**The problem**
Leave out every picture, then transcribe the rest of the listing exactly.

---- Data excerpt

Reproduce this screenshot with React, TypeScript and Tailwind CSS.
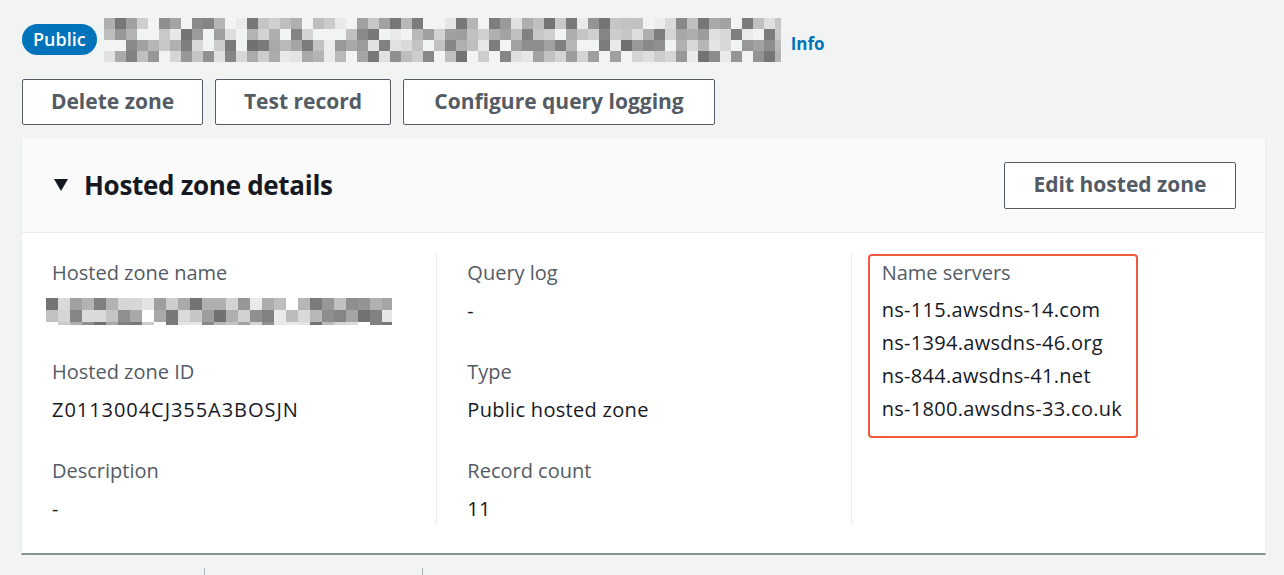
import React from 'react';

const FONT = { fontFamily: '"Open Sans", "Noto Sans", Arial, sans-serif' };

// deterministic pseudo-random mosaic used for the redacted zone name
function mosaic(seed: number, cols: number, rows: number, light: number) {
  let s = seed;
  const rnd = () => {
    s = (s * 1103515245 + 12345) % 2147483648;
    return s / 2147483648;
  };
  const cells: { x: number; y: number; c: string }[] = [];
  for (let r = 0; r < rows; r++) {
    for (let c = 0; c < cols; c++) {
      const v = rnd();
      if (v < light) continue;
      const g = Math.round(0x70 + rnd() * 0x7c);
      const hex = g.toString(16).padStart(2, '0');
      cells.push({ x: c, y: r, c: `#${hex}${hex}${hex}` });
    }
  }
  return cells;
}

const Redacted: React.FC<{ w: number; h: number; cell: number; seed: number; light: number }> = ({ w, h, cell, seed, light }) => {
  const cols = Math.ceil(w / cell);
  const rows = Math.ceil(h / cell);
  const cells = mosaic(seed, cols, rows, light);
  return (
    <svg width={w} height={h} viewBox={`0 0 ${w} ${h}`} className="block">
      {cells.map((p, i) => (
        <rect key={i} x={p.x * cell} y={p.y * cell} width={cell} height={cell} fill={p.c} />
      ))}
    </svg>
  );
};

const ActionButton: React.FC<{ label: string; w: string }> = ({ label, w }) => (
  <button className={`h-[46px] ${w} rounded-[2px] border border-[#545b64] bg-white text-[21px] font-bold text-[#545b64]`}>
    {label}
  </button>
);

const Field: React.FC<{ label: string; children: React.ReactNode }> = ({ label, children }) => (
  <div className="flex flex-col">
    <div className="text-[20px] leading-[24px] text-[#545b64]">{label}</div>
    <div className="mt-[14px] h-[24px] text-[20px] leading-[24px] tracking-[0.3px] text-[#16191f]">{children}</div>
  </div>
);

const nameServers = [
  'ns-115.awsdns-14.com',
  'ns-1394.awsdns-46.org',
  'ns-844.awsdns-41.net',
  'ns-1800.awsdns-33.co.uk',
];

export default function App() {
  return (
    <div className="h-[575px] w-[1284px] overflow-hidden bg-[#f2f3f3]" style={FONT}>
      {/* header row */}
      <div className="flex items-center pl-[22px] pt-[17px] h-[62px]">
        <span className="flex h-[31px] items-center rounded-full bg-[#0073bb] px-[11px] text-[18px] font-semibold text-white">Public</span>
        <div className="ml-[7px]">
          <Redacted w={677} h={44} cell={11} seed={17} light={0.2} />
        </div>
        <a className="ml-[10px] mt-[8px] text-[17px] font-bold text-[#0073bb]">Info</a>
      </div>

      {/* actions */}
      <div className="mt-[17px] flex gap-[12px] pl-[22px]">
        <ActionButton label="Delete zone" w="w-[181px]" />
        <ActionButton label="Test record" w="w-[176px]" />
        <ActionButton label="Configure query logging" w="w-[312px]" />
      </div>

      {/* container */}
      <div className="ml-[21px] mt-[13px] w-[1245px] border-l border-r border-[#eaeded] border-b-2 border-b-[#879596] bg-white">
        <div className="flex h-[95px] items-center justify-between border-b border-[#eaeded] bg-[#fafafa] pl-[32px] pr-[29px]">
          <div className="flex items-center">
            <svg width="14" height="12" viewBox="0 0 14 12" className="block">
              <path d="M0 0 H14 L7 12 Z" fill="#16191f" />
            </svg>
            <h2 className="ml-[16px] text-[26px] font-bold text-[#16191f] tracking-[-0.3px]">Hosted zone details</h2>
          </div>
          <button className="h-[47px] w-[232px] rounded-[2px] border border-[#545b64] bg-white text-[21px] font-bold text-[#545b64]">
            Edit hosted zone
          </button>
        </div>

        <div className="grid grid-cols-3 pb-[29px] pt-[21px]">
          <div className="flex flex-col gap-[37px] pb-[3px] pl-[30px] pt-[7px]">
            <Field label="Hosted zone name">
              <div className="-ml-[6px] -mt-[1px]">
                <Redacted w={346} h={27} cell={12} seed={91} light={0.05} />
              </div>
            </Field>
            <Field label="Hosted zone ID">
              <span className="tracking-[0.95px]">Z0113004CJ355A3BOSJN</span>
            </Field>
            <Field label="Description">-</Field>
          </div>
          <div className="flex flex-col gap-[37px] border-l border-[#eaeded] pb-[3px] pl-[30px] pt-[7px]">
            <Field label="Query log">-</Field>
            <Field label="Type">Public hosted zone</Field>
            <Field label="Record count">11</Field>
          </div>
          <div className="border-l border-[#eaeded] pl-[16px]">
            <div className="w-[270px] rounded-[4px] border-2 border-[#f2583e] px-[12px] pb-[11px] pt-[3px]">
              <div className="text-[20px] leading-[28px] text-[#545b64]">Name servers</div>
              <div className="mt-[6px] flex flex-col">
                {nameServers.map((ns) => (
                  <div key={ns} className="text-[20px] leading-[33px] tracking-[0.3px] text-[#16191f]">{ns}</div>
                ))}
              </div>
            </div>
          </div>
        </div>
      </div>

      {/* next table header peeking */}
      <div className="ml-[204px] mt-[13px] flex">
        <div className="h-[8px] w-[219px] border-l border-r border-[#aab7b8]" />
      </div>
    </div>
  );
}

--------

**Complete answer**
Reproduce this screenshot with React, TypeScript and Tailwind CSS.
import React from 'react';

const FONT = { fontFamily: '"Open Sans", "Noto Sans", Arial, sans-serif' };

// deterministic pseudo-random mosaic used for the redacted zone name
function mosaic(seed: number, cols: number, rows: number, light: number) {
  let s = seed;
  const rnd = () => {
    s = (s * 1103515245 + 12345) % 2147483648;
    return s / 2147483648;
  };
  const cells: { x: number; y: number; c: string }[] = [];
  for (let r = 0; r < rows; r++) {
    for (let c = 0; c < cols; c++) {
      const v = rnd();
      if (v < light) continue;
      const g = Math.round(0x70 + rnd() * 0x7c);
      const hex = g.toString(16).padStart(2, '0');
      cells.push({ x: c, y: r, c: `#${hex}${hex}${hex}` });
    }
  }
  return cells;
}

const Redacted: React.FC<{ w: number; h: number; cell: number; seed: number; light: number }> = ({ w, h, cell, seed, light }) => {
  const cols = Math.ceil(w / cell);
  const rows = Math.ceil(h / cell);
  const cells = mosaic(seed, cols, rows, light);
  return (
    <svg width={w} height={h} viewBox={`0 0 ${w} ${h}`} className="block">
      {cells.map((p, i) => (
        <rect key={i} x={p.x * cell} y={p.y * cell} width={cell} height={cell} fill={p.c} />
      ))}
    </svg>
  );
};

const ActionButton: React.FC<{ label: string; w: string }> = ({ label, w }) => (
  <button className={`h-[46px] ${w} rounded-[2px] border border-[#545b64] bg-white text-[21px] font-bold text-[#545b64]`}>
    {label}
  </button>
);

const Field: React.FC<{ label: string; children: React.ReactNode }> = ({ label, children }) => (
  <div className="flex flex-col">
    <div className="text-[20px] leading-[24px] text-[#545b64]">{label}</div>
    <div className="mt-[14px] h-[24px] text-[20px] leading-[24px] tracking-[0.3px] text-[#16191f]">{children}</div>
  </div>
);

const nameServers = [
  'ns-115.awsdns-14.com',
  'ns-1394.awsdns-46.org',
  'ns-844.awsdns-41.net',
  'ns-1800.awsdns-33.co.uk',
];

export default function App() {
  return (
    <div className="h-[575px] w-[1284px] overflow-hidden bg-[#f2f3f3]" style={FONT}>
      {/* header row */}
      <div className="flex items-center pl-[22px] pt-[17px] h-[62px]">
        <span className="flex h-[31px] items-center rounded-full bg-[#0073bb] px-[11px] text-[18px] font-semibold text-white">Public</span>
        <div className="ml-[7px]">
          <Redacted w={677} h={44} cell={11} seed={17} light={0.2} />
        </div>
        <a className="ml-[10px] mt-[8px] text-[17px] font-bold text-[#0073bb]">Info</a>
      </div>

      {/* actions */}
      <div className="mt-[17px] flex gap-[12px] pl-[22px]">
        <ActionButton label="Delete zone" w="w-[181px]" />
        <ActionButton label="Test record" w="w-[176px]" />
        <ActionButton label="Configure query logging" w="w-[312px]" />
      </div>

      {/* container */}
      <div className="ml-[21px] mt-[13px] w-[1245px] border-l border-r border-[#eaeded] border-b-2 border-b-[#879596] bg-white">
        <div className="flex h-[95px] items-center justify-between border-b border-[#eaeded] bg-[#fafafa] pl-[32px] pr-[29px]">
          <div className="flex items-center">
            <svg width="14" height="12" viewBox="0 0 14 12" className="block">
              <path d="M0 0 H14 L7 12 Z" fill="#16191f" />
            </svg>
            <h2 className="ml-[16px] text-[26px] font-bold text-[#16191f] tracking-[-0.3px]">Hosted zone details</h2>
          </div>
          <button className="h-[47px] w-[232px] rounded-[2px] border border-[#545b64] bg-white text-[21px] font-bold text-[#545b64]">
            Edit hosted zone
          </button>
        </div>

        <div className="grid grid-cols-3 pb-[29px] pt-[21px]">
          <div className="flex flex-col gap-[37px] pb-[3px] pl-[30px] pt-[7px]">
            <Field label="Hosted zone name">
              <div className="-ml-[6px] -mt-[1px]">
                <Redacted w={346} h={27} cell={12} seed={91} light={0.05} />
              </div>
            </Field>
            <Field label="Hosted zone ID">
              <span className="tracking-[0.95px]">Z0113004CJ355A3BOSJN</span>
            </Field>
            <Field label="Description">-</Field>
          </div>
          <div className="flex flex-col gap-[37px] border-l border-[#eaeded] pb-[3px] pl-[30px] pt-[7px]">
            <Field label="Query log">-</Field>
            <Field label="Type">Public hosted zone</Field>
            <Field label="Record count">11</Field>
          </div>
          <div className="border-l border-[#eaeded] pl-[16px]">
            <div className="w-[270px] rounded-[4px] border-2 border-[#f2583e] px-[12px] pb-[11px] pt-[3px]">
              <div className="text-[20px] leading-[28px] text-[#545b64]">Name servers</div>
              <div className="mt-[6px] flex flex-col">
                {nameServers.map((ns) => (
                  <div key={ns} className="text-[20px] leading-[33px] tracking-[0.3px] text-[#16191f]">{ns}</div>
                ))}
              </div>
            </div>
          </div>
        </div>
      </div>

      {/* next table header peeking */}
      <div className="ml-[204px] mt-[13px] flex">
        <div className="h-[8px] w-[219px] border-l border-r border-[#aab7b8]" />
      </div>
    </div>
  );
}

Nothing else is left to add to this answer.